Dates for your Diary
Saturday 26th January 2019 – Coffee Morning on the ‘Winter of ‘47’.
December 100 Club
No. 67 Sharon Saunders £20
No. 3 Colin Price £10
If you would like to join our 100 club and be in with a chance of winning, it costs just £1 a month. Ask at the museum for further details.
Annual membership fees of £6 for standard membership and £25 for Vice Presidents are now due so please call at the museum to pay or send in
a cheque made payable to Abertillery & District Museum Society and post to ADMS, Market Street, Abertillery, Gwent NP13 1AH. By renewing your membership you will be helping with the museum’s running costs and in return you will receive this monthly newsletter. May I take this opportunity to thank all our members, Vice Presidents and volunteers for their support
throughout 2018 and for their continued support in the year ahead.
Are you able to ‘gift aid’ your membership donation? As a registered charity, we have recently applied to HMRC to be able to claim gift aid on your donations. If you are a UK tax payer we can claim 25% extra on your membership fee
at no extra cost to you. All you have to do is call at the museum and sign a gift aid declaration form and leave the rest to us!
We had a very festive coffee morning in December with a visit from Santa and the playing of
Christmas carols which were performed by Abertillery Grammar/Nantyglo Comprehensive pupils in the 1970s. The musical arrangements were the work of talented musician and museum supporter, Mr Martin Budd.
War Evacuees - Part one
In 1939, at the start of World War Two, many school children were evacuated from the big
cities to Wales in order to avoid the bombing,
and many ended up in Abertillery (I know one girl was billeted with my mother (Betty Evans, later Betty Wayne) and her parents in Evelyn
Street though alas, I don’t know any details). In 2007 the following letter was received from a Mrs Sheila Williams (nee Manwaring) giving a detailed account of her life in Abertillery as a war evacuee….

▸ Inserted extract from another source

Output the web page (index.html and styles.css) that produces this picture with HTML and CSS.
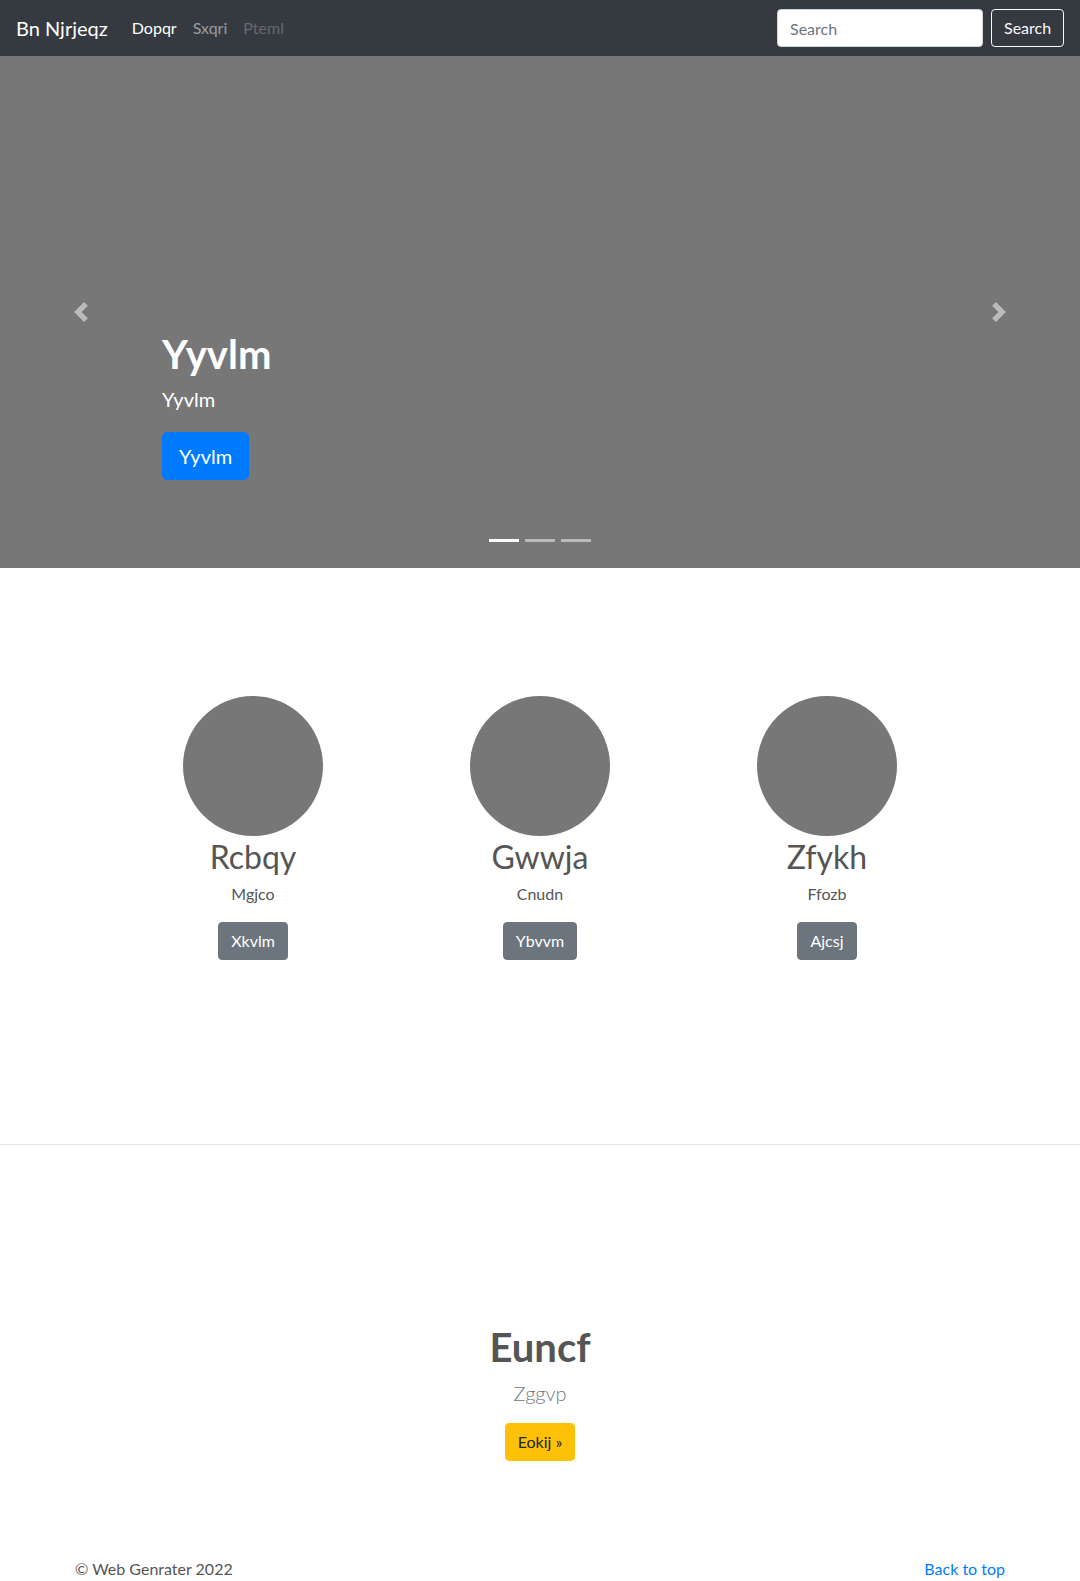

Dear Mr Bearcroft, 16th August 2007
Last week while I was staying with my niece in Bristol, she took me for a trip into Wales. It was really a trip down ‘Memory Lane’, for my sister and I had been evacuated to Abertillery during the last war. I wondered if you would be interested in my recollections of that time over 60 years ago.
When war broke our in September 1939 it was important to move children out of the cities to where they would be safer from the bombing. Our school was sent first to Deal and then Folkestone on the Kent coast. With the fall of
France we were hastily moved to Abertillery, arriving about 7pm after a very long train ride. It was raining of course! We had never seen
mountains before and we were tired and hungry and some were a little tearful.
We were taken along to a big chapel in the town and allocated to our new homes. As you can imagine it took quite a long time to get us all settled in, but eventually, in ones and twos we were found billets with kind people who opened their doors and hearts to us.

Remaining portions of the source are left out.